Goal of the exercise -> Below are some entries. Transcribe the lines from the one holding "Give me the React, TypeScript" to the one holding "import React from 'react';", inclusive, but not the pictures among them.

Task data ->
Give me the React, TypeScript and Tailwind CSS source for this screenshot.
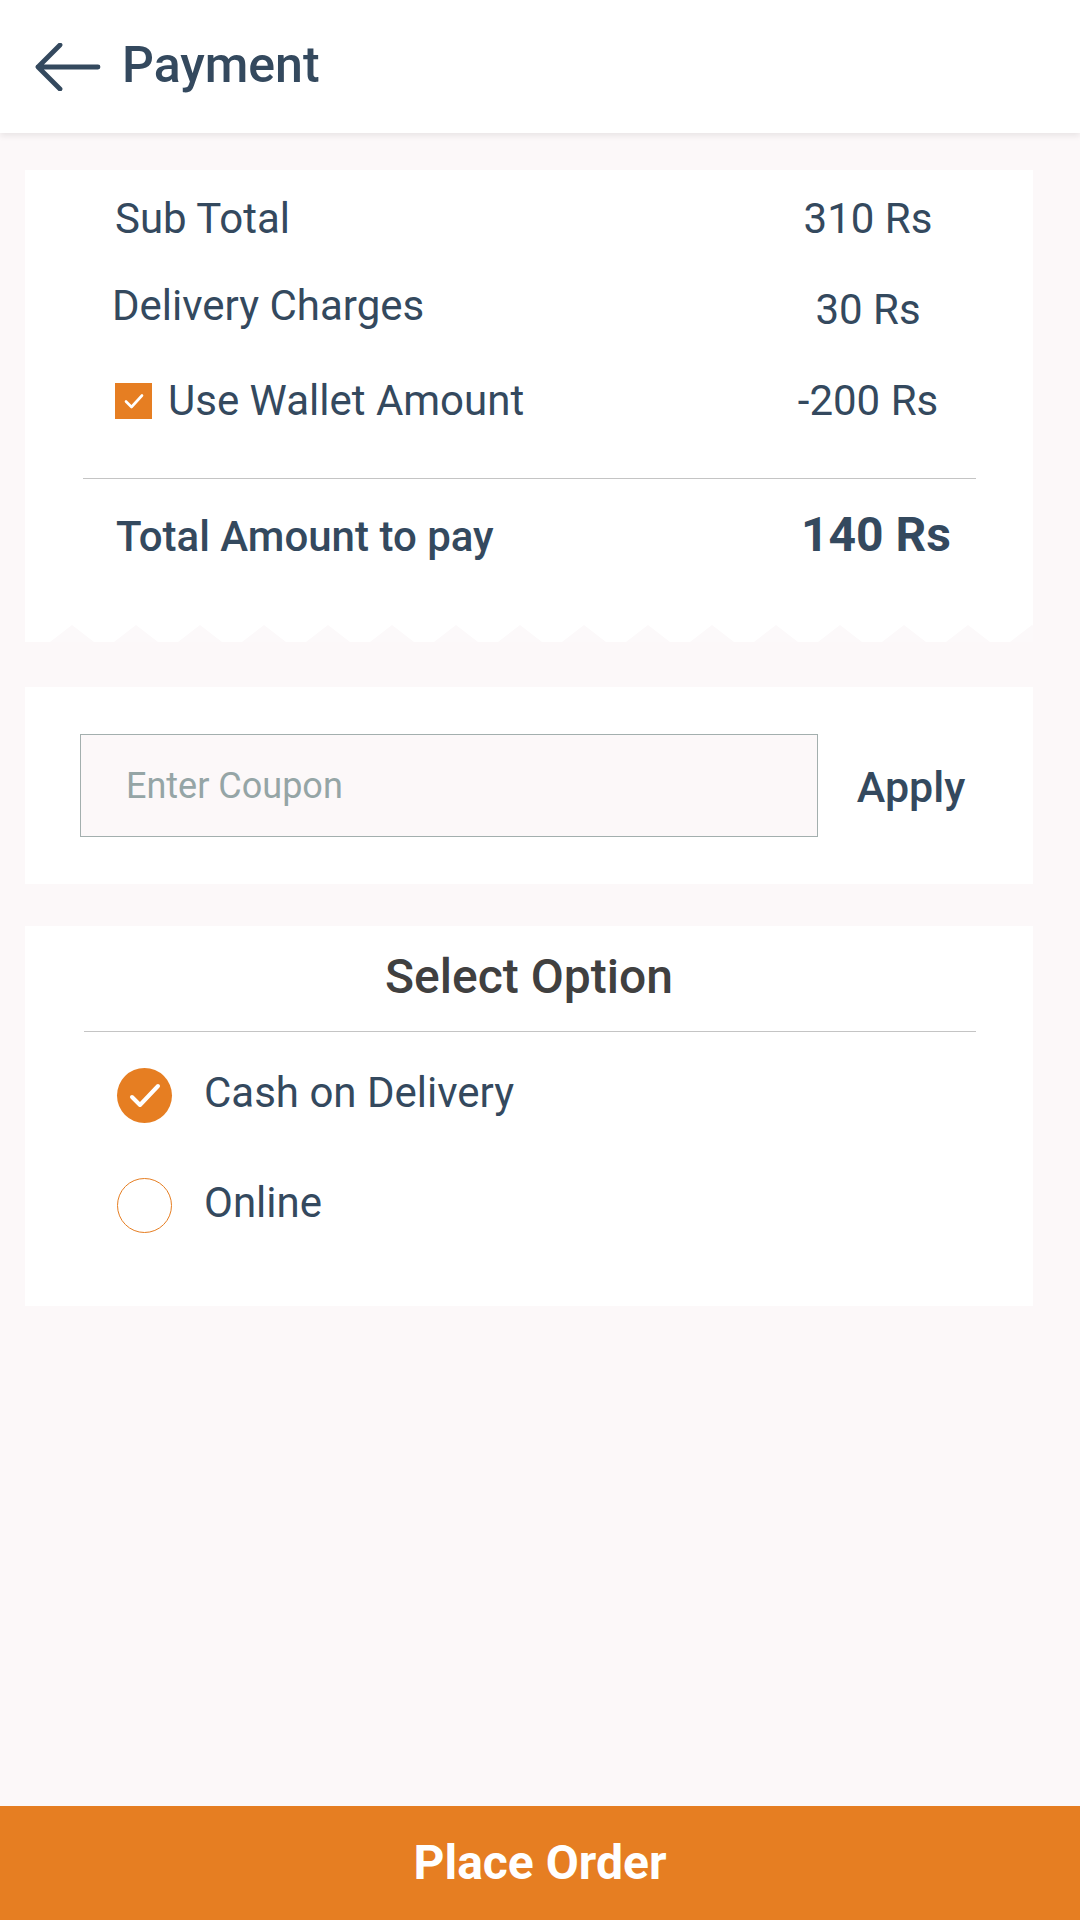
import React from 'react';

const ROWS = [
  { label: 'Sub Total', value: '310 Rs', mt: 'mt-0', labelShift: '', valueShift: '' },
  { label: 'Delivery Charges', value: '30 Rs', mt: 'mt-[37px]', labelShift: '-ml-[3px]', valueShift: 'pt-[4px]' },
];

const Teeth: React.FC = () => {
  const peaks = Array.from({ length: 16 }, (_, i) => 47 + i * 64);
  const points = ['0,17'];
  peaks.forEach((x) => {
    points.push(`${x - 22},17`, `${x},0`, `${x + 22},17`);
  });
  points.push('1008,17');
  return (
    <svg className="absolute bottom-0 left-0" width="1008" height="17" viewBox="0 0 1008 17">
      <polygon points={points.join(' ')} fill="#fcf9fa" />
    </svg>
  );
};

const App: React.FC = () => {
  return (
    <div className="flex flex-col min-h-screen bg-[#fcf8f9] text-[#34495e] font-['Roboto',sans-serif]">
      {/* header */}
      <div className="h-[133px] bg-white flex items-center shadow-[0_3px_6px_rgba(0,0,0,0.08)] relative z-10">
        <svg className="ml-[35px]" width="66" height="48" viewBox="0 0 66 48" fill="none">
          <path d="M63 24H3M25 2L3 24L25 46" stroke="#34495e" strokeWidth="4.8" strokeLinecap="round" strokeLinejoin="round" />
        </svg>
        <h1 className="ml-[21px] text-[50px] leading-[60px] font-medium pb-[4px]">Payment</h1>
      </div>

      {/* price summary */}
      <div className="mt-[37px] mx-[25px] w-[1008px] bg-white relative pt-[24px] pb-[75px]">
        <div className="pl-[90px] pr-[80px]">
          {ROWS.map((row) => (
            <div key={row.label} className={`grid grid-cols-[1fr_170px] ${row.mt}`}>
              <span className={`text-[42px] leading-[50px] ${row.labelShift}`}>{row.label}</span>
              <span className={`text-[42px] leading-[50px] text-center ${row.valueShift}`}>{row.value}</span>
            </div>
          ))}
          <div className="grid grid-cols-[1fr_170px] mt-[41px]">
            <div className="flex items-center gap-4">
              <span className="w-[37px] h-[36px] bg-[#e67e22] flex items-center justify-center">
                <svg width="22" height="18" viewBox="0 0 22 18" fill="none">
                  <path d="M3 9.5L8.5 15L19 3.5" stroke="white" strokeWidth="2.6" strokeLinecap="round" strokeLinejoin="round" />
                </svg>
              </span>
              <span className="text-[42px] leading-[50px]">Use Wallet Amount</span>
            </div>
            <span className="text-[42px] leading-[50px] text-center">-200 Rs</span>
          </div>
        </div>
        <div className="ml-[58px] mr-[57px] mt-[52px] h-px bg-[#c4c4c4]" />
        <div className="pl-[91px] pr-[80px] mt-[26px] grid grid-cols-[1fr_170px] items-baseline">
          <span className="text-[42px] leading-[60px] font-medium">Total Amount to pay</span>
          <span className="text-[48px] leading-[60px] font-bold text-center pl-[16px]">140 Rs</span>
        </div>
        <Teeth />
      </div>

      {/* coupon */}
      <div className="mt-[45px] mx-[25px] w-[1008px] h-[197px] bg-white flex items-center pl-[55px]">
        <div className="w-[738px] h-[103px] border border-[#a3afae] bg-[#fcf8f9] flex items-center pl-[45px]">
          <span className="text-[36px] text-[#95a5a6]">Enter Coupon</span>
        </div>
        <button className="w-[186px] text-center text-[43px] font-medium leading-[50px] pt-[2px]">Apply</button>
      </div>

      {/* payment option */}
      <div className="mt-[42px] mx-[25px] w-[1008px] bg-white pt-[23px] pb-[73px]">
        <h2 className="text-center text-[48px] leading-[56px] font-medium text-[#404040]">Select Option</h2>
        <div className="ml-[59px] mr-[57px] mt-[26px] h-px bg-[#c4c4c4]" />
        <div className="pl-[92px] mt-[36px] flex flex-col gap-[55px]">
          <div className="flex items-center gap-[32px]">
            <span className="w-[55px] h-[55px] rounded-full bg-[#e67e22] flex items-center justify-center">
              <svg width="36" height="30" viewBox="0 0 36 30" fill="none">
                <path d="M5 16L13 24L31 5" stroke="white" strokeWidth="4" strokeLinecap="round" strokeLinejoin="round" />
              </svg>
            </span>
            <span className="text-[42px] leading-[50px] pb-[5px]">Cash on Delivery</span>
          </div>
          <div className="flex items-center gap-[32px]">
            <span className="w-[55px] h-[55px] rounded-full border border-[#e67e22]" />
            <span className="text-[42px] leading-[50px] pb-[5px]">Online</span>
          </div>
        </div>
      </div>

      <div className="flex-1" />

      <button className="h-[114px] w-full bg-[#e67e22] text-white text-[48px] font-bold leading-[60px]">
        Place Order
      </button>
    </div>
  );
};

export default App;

--

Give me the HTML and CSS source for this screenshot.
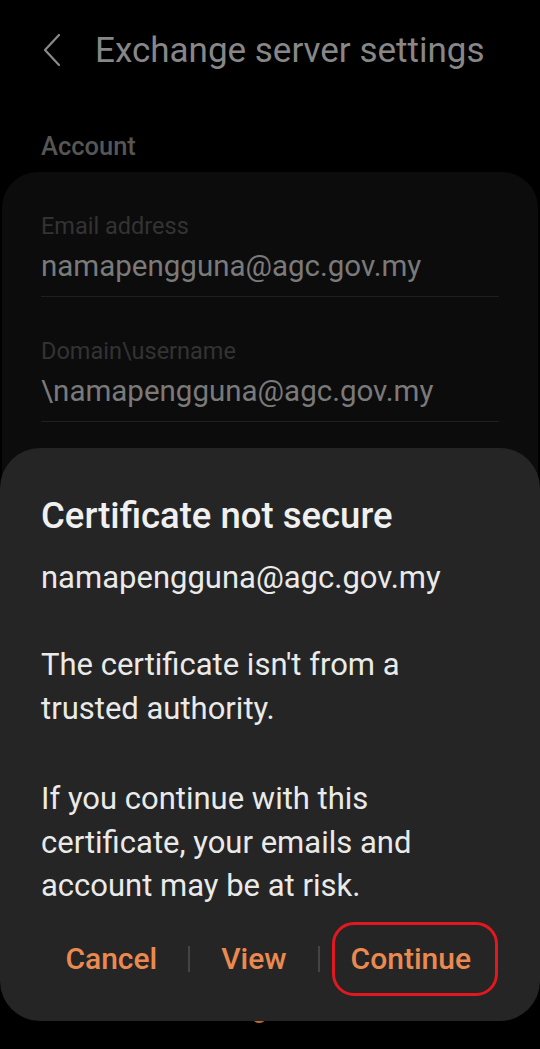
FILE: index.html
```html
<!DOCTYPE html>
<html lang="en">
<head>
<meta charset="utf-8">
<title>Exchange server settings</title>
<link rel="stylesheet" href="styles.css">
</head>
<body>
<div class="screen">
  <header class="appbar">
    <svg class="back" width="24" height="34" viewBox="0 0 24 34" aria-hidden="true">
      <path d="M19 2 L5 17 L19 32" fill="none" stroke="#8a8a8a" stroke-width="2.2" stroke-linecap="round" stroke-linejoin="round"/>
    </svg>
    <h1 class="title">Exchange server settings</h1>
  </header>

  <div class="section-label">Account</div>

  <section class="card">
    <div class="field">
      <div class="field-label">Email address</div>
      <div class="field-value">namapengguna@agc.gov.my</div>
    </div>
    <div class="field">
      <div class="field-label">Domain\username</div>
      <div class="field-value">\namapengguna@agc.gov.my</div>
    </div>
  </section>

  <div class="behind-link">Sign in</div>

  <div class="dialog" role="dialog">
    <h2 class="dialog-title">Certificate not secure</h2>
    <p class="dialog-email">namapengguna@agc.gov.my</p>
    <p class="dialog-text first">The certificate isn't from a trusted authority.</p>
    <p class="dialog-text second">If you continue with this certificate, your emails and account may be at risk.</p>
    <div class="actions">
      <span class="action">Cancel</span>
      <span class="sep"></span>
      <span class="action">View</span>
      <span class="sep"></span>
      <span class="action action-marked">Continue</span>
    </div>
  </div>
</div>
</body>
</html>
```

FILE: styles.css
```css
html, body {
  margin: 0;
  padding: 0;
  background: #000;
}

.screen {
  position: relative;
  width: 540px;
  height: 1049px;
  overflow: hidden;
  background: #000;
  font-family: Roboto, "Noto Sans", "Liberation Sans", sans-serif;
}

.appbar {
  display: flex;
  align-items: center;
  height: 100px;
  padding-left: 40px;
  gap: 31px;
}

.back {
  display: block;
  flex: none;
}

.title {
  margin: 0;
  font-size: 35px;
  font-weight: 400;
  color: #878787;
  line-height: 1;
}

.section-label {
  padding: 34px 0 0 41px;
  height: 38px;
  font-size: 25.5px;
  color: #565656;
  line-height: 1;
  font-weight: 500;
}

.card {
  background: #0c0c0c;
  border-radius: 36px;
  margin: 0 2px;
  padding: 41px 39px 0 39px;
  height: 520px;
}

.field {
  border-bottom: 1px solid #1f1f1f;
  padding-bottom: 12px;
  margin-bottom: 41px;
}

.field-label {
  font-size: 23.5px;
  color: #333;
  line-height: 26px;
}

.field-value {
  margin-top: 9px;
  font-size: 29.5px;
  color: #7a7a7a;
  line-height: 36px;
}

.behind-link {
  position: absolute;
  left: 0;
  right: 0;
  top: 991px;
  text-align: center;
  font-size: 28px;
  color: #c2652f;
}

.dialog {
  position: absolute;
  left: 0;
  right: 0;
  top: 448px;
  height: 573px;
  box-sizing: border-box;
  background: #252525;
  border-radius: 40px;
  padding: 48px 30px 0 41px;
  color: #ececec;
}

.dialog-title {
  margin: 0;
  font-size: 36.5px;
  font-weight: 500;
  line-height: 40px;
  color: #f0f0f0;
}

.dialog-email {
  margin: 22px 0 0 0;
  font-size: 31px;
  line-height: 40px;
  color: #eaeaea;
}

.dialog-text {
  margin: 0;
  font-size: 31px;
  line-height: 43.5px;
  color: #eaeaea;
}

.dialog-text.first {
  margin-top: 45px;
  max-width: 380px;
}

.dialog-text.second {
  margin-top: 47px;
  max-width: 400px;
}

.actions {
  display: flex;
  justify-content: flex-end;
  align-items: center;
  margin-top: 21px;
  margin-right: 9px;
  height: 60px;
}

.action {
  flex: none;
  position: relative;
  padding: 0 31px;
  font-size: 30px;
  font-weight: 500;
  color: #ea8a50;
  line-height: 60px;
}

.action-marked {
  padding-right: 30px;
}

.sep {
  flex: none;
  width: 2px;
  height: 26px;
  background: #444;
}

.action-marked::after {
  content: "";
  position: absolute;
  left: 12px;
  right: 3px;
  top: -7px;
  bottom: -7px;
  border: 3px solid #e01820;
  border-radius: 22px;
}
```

Result for this task ->
Give me the React, TypeScript and Tailwind CSS source for this screenshot.
import React from 'react';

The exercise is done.